CLG: Yeah, and it’s something that’s so easy to form a quick impression and to turn somebody off so quickly, those experiences that can gnaw at you, or just that memory that comes to mind when companies are struggling with retention and recruiting people, that’s the kind of thing that could immediately turn someone away from a position that maybe they were very excited about. So, to really have a concerted effort to make sure that people have those good experiences, that seems like such a powerful endeavor.
Can you tell me a little bit about how you’ve gone about this? The kind of buy-in that you’ve sought and won, and who’s all involved in the program, and how it’s going to look when it’s really up and running.
NG: So, it’s really interesting that you mention buy-in, because I feel my company already has the buy-in to want to do this. I feel I was just at the right place at the right time talking to the right people, because I’ve been trying to advocate for a formal mentoring program, because we do have mentoring within our company. We assign mentors as people come in and that already exists, but there wasn’t something central, there wasn’t something that OK yeah, this is here, these are some of the responsibilities, this is what you’ve got to do. And so, I was talking to the engineering development program manager, and I got his attention and we had certain conversations. It’s like a very natural sort of relationship where you meet someone at a conference and talk to them, and the next time you follow up with them and say ‘hey, what do you think about doing this?’ And the idea just turned into reality, and I am really blessed that I met all these people who had more drive if not as much as I did to truly do this. So, it was a team effort and we got together and are launching this.
CLG: That’s great that’s really cool. So, what is it going to look like as far as when meetings are held, or how you’ll recruit and pair mentors with mentees?

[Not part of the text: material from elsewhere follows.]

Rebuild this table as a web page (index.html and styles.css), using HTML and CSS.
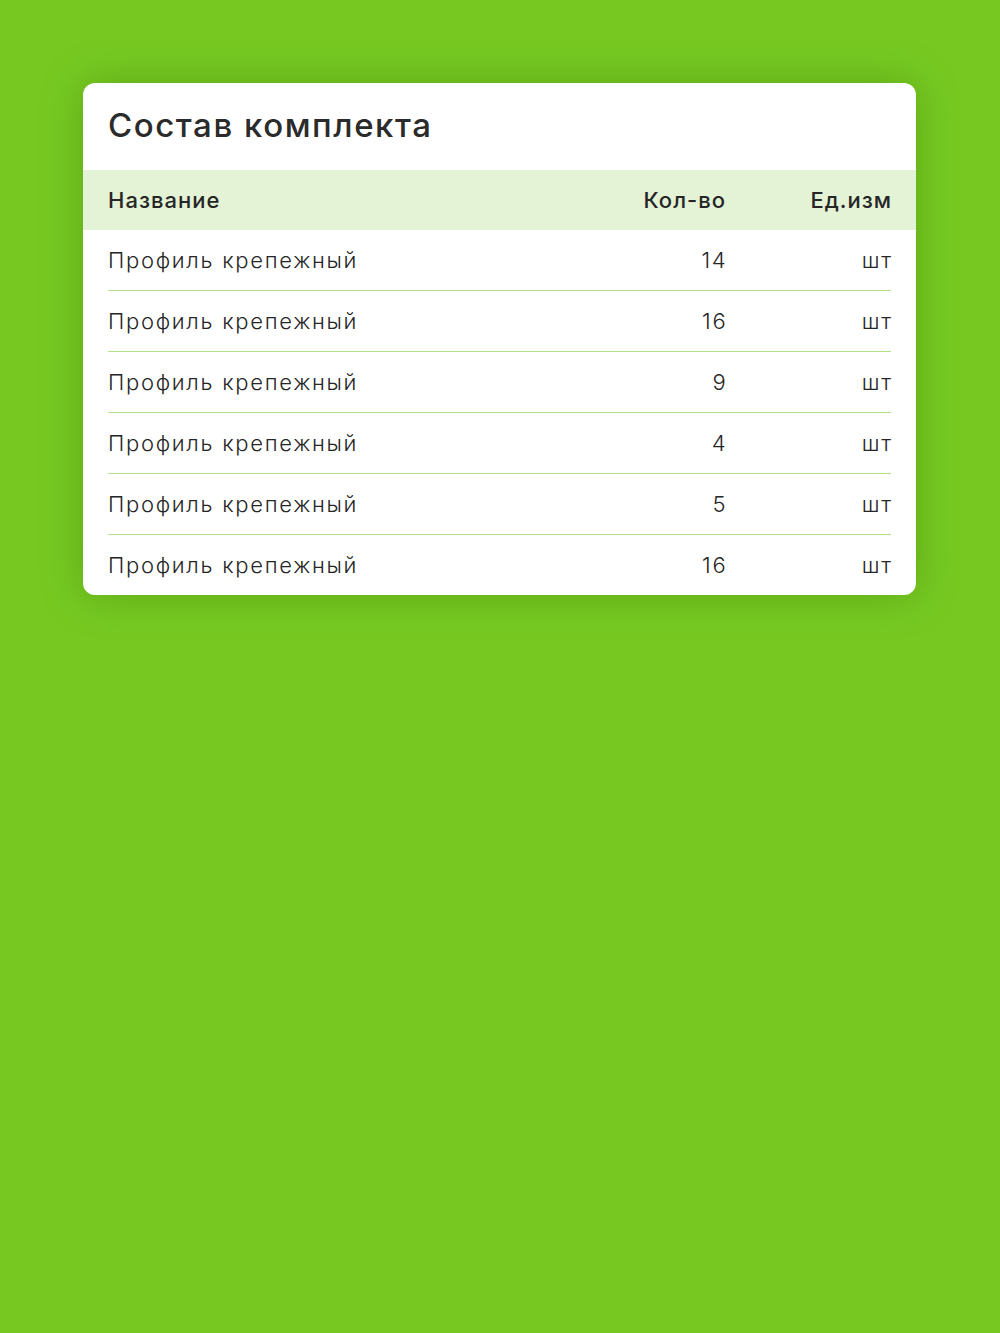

NG: So, we really believe, we have MBM philosophy as part of Georgia Pacific and Koch, and we firmly believe that you have to have the right talent and the right virtue in people. Someone might be a great engineer, but they might not make a good mentor. So, it was important to us to basically have a call-out, calling out for mentors to volunteer and see who’s interested. And then we can kind of go through that and see OK, this person will make a great mentor, and so on and so forth. And the other thing we wanted to really be delicate about was you can’t have a one-size-fits-all. You can’t have one mentor who can give you everything. It’s a network. So, you might have someone who’s a really good technical mentor but might not be as good as a career development mentor. So, we wanted to make sure that even though we solicit mentors, it’s ‘hey, what area do you feel comfortable mentoring in?’ It might be project management, conflict management. New engineers coming in from school might struggle with some of these things because it’s their first real-world work experience. So, they don’t know how to work in teams, they might not really understand OK what’s the best way to do this. So, just trying to understand the different areas and being able to have different people, so that we can provide our engineers with a network rather than just one person.